Ultra-precise holographic beam shaping for microscopic quantum control

TL;DR

This paper presents a method using programmable holograms on a digital micromirror device to generate highly precise microscopic light patterns, enabling advanced quantum control with aberration correction down to lambda/50.

Contribution

It introduces a novel holographic beam shaping technique that self-corrects aberrations, achieving unprecedented precision for quantum optics experiments.

Findings

Aberration correction reduced to λ/50

Demonstrated single-site addressing in quantum gas microscope

Achieved light pattern precision at 10^{-4} level

Abstract

High-resolution addressing of individual ultracold atoms, trapped ions or solid state emitters allows for exquisite control in quantum optics experiments.

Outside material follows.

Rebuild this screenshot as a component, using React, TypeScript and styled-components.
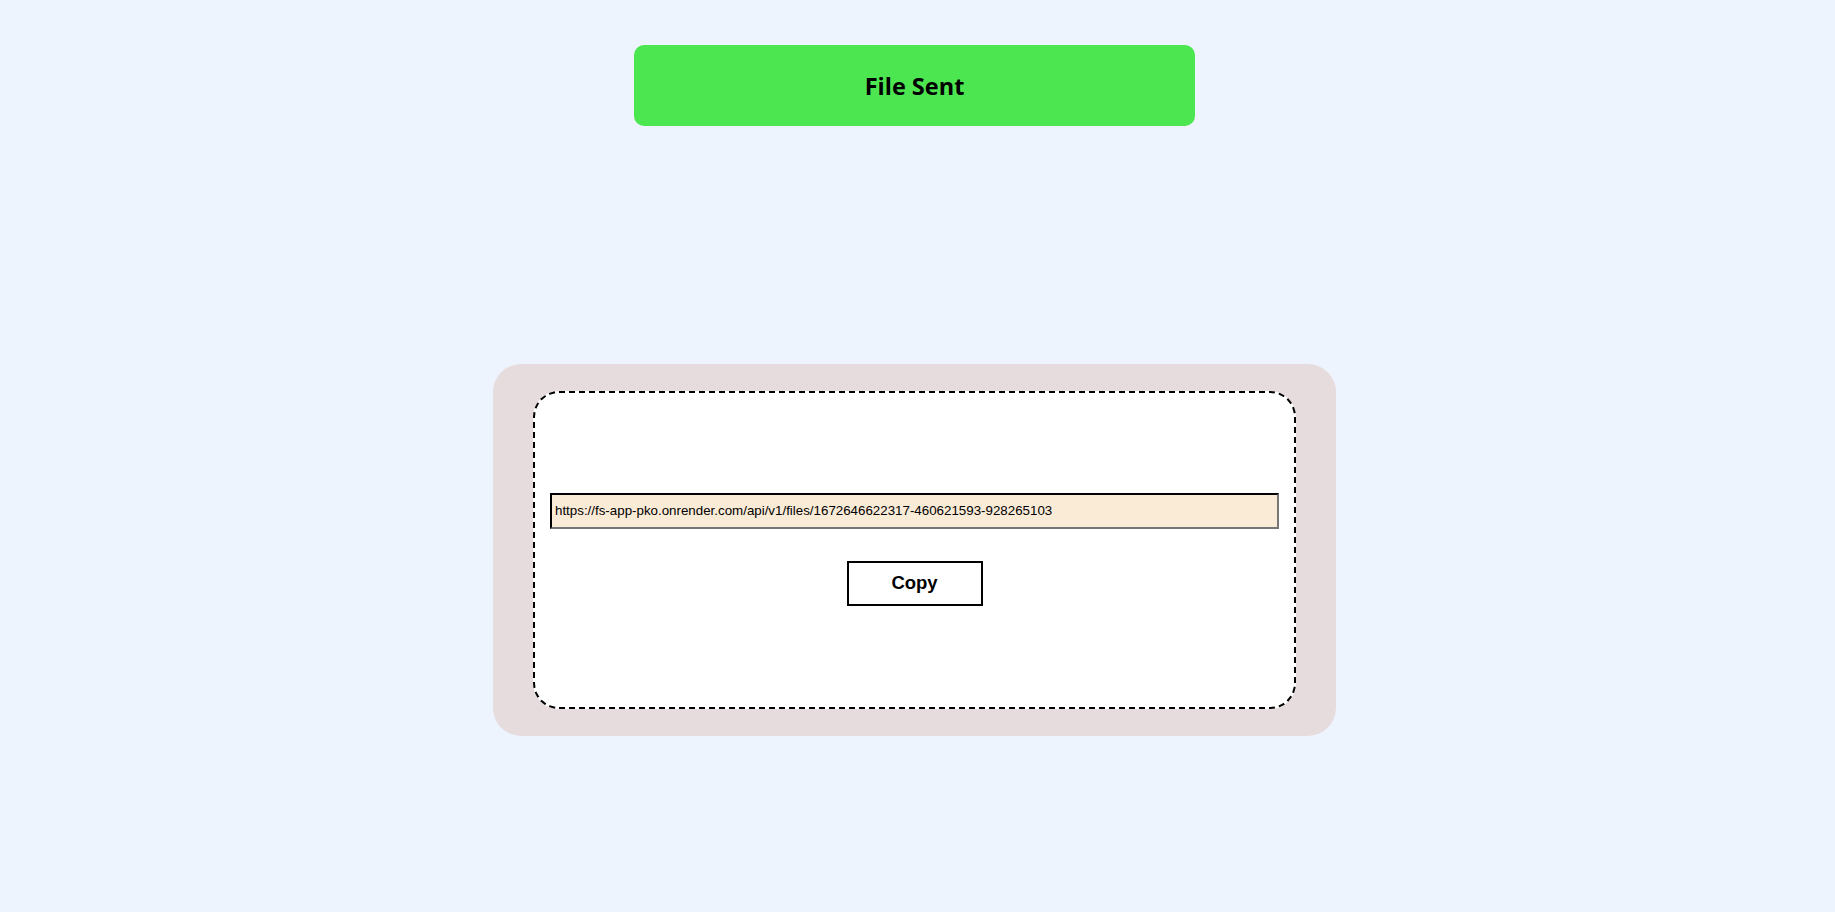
import React from "react";
import styled, { createGlobalStyle } from "styled-components";

const Global = createGlobalStyle`
  html, body {
    margin: 0;
    padding: 0;
    background: #edf4fe;
  }
  body {
    font-family: "Liberation Sans", Arial, sans-serif;
  }
`;

const Page = styled.main`
  min-height: 912px;
  box-sizing: border-box;
  padding: 45px 6px 0 0;
  display: flex;
  flex-direction: column;
  align-items: center;
`;

const Banner = styled.div`
  width: 561px;
  height: 81px;
  border-radius: 10px;
  background: #4ce651;
  display: flex;
  align-items: center;
  justify-content: center;
  font-family: "Open Sans", "Noto Sans", sans-serif;
  font-weight: 700;
  font-size: 23.5px;
  color: #000;
`;

const Card = styled.section`
  margin-top: 238px;
  width: 843px;
  height: 372px;
  box-sizing: border-box;
  padding: 27px 40px;
  border-radius: 28px;
  background: #e7dcdd;
  display: flex;
`;

const DropZone = styled.div`
  flex: 1;
  box-sizing: border-box;
  border: 2px dashed #000;
  border-radius: 26px;
  background: #fff;
  display: flex;
  flex-direction: column;
  align-items: center;
  justify-content: center;
  gap: 32px;
  padding: 0 15px 2px 15px;
`;

const UrlInput = styled.input`
  width: 729px;
  height: 36px;
  box-sizing: border-box;
  align-self: flex-start;
  border: 2px inset #767676;
  border-top-color: #222;
  border-left-color: #222;
  background: #faebd7;
  font-family: "Liberation Sans", Arial, sans-serif;
  font-size: 13.333px;
  color: #000;
  padding: 1px 3px;
  outline: none;
`;

const CopyButton = styled.button`
  width: 136px;
  height: 45px;
  box-sizing: border-box;
  border: 2px solid #000;
  background: #fff;
  font-family: "Liberation Sans", Arial, sans-serif;
  font-weight: 700;
  font-size: 18.5px;
  color: #000;
  cursor: pointer;
`;

export default function App() {
  const url =
    "https://fs-app-pko.onrender.com/api/v1/files/1672646622317-460621593-928265103";
  return (
    <>
      <Global />
      <Page>
        <Banner>File Sent</Banner>
        <Card>
          <DropZone>
            <UrlInput type="text" value={url} readOnly />
            <CopyButton type="button">Copy</CopyButton>
          </DropZone>
        </Card>
      </Page>
    </>
  );
}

This becomes possible through large aperture magnifying optics that project microscopic light patterns with diffraction limited performance. We use programmable amplitude holograms generated on a digital micromirror device to create arbitrary microscopic beam shapes with full phase and amplitude control. The system self-corrects for aberrations of up to several $\lambda$ and reduces them to $\lambda/50$, leading to light patterns with a precision on the $10^{-4}$ level. We demonstrate aberration-compensated beam shaping in an optical lattice experiment and perform single-site addressing in a quantum gas microscope for $^{87}$Rb.